## Available data
>>>

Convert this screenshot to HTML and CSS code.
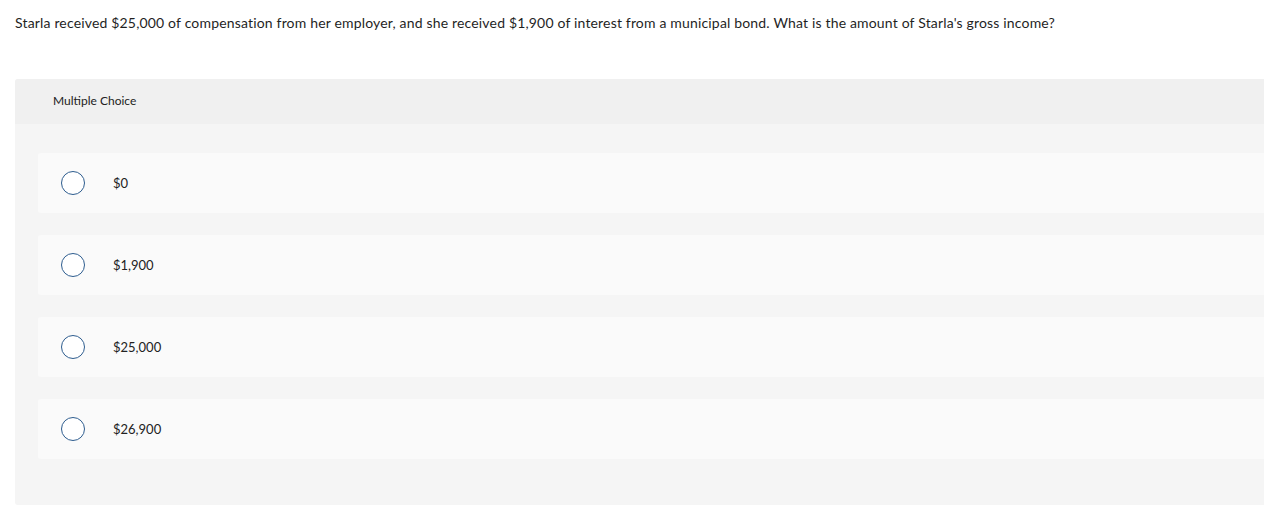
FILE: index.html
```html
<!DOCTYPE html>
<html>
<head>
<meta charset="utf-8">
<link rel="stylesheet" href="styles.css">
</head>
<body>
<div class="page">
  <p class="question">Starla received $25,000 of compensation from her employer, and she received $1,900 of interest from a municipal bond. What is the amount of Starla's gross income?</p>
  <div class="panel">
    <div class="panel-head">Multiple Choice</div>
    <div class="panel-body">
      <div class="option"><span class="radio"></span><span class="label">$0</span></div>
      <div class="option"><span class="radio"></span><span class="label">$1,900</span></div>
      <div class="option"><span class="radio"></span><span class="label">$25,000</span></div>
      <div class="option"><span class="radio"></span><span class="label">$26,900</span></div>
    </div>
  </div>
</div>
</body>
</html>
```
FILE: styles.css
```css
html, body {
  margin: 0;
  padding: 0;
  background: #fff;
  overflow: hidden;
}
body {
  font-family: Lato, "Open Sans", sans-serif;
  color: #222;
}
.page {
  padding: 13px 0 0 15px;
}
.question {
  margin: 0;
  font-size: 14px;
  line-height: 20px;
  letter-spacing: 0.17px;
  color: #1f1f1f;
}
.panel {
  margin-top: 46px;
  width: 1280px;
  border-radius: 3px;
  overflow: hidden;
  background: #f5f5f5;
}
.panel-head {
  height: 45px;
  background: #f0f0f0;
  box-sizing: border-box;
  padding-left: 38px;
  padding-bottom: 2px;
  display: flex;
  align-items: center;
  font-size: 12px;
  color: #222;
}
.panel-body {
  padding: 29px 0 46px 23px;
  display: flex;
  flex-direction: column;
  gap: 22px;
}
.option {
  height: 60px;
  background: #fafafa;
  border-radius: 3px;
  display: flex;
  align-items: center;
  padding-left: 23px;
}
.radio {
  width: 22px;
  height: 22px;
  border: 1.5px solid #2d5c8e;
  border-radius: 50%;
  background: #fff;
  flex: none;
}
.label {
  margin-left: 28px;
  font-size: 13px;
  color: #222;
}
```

<<<

## Task objective
Copy out every line of the material above exactly, skipping the pictures.

## Finished exercise
Convert this screenshot to HTML and CSS code.
FILE: index.html
```html
<!DOCTYPE html>
<html>
<head>
<meta charset="utf-8">
<link rel="stylesheet" href="styles.css">
</head>
<body>
<div class="page">
  <p class="question">Starla received $25,000 of compensation from her employer, and she received $1,900 of interest from a municipal bond. What is the amount of Starla's gross income?</p>
  <div class="panel">
    <div class="panel-head">Multiple Choice</div>
    <div class="panel-body">
      <div class="option"><span class="radio"></span><span class="label">$0</span></div>
      <div class="option"><span class="radio"></span><span class="label">$1,900</span></div>
      <div class="option"><span class="radio"></span><span class="label">$25,000</span></div>
      <div class="option"><span class="radio"></span><span class="label">$26,900</span></div>
    </div>
  </div>
</div>
</body>
</html>
```
FILE: styles.css
```css
html, body {
  margin: 0;
  padding: 0;
  background: #fff;
  overflow: hidden;
}
body {
  font-family: Lato, "Open Sans", sans-serif;
  color: #222;
}
.page {
  padding: 13px 0 0 15px;
}
.question {
  margin: 0;
  font-size: 14px;
  line-height: 20px;
  letter-spacing: 0.17px;
  color: #1f1f1f;
}
.panel {
  margin-top: 46px;
  width: 1280px;
  border-radius: 3px;
  overflow: hidden;
  background: #f5f5f5;
}
.panel-head {
  height: 45px;
  background: #f0f0f0;
  box-sizing: border-box;
  padding-left: 38px;
  padding-bottom: 2px;
  display: flex;
  align-items: center;
  font-size: 12px;
  color: #222;
}
.panel-body {
  padding: 29px 0 46px 23px;
  display: flex;
  flex-direction: column;
  gap: 22px;
}
.option {
  height: 60px;
  background: #fafafa;
  border-radius: 3px;
  display: flex;
  align-items: center;
  padding-left: 23px;
}
.radio {
  width: 22px;
  height: 22px;
  border: 1.5px solid #2d5c8e;
  border-radius: 50%;
  background: #fff;
  flex: none;
}
.label {
  margin-left: 28px;
  font-size: 13px;
  color: #222;
}
```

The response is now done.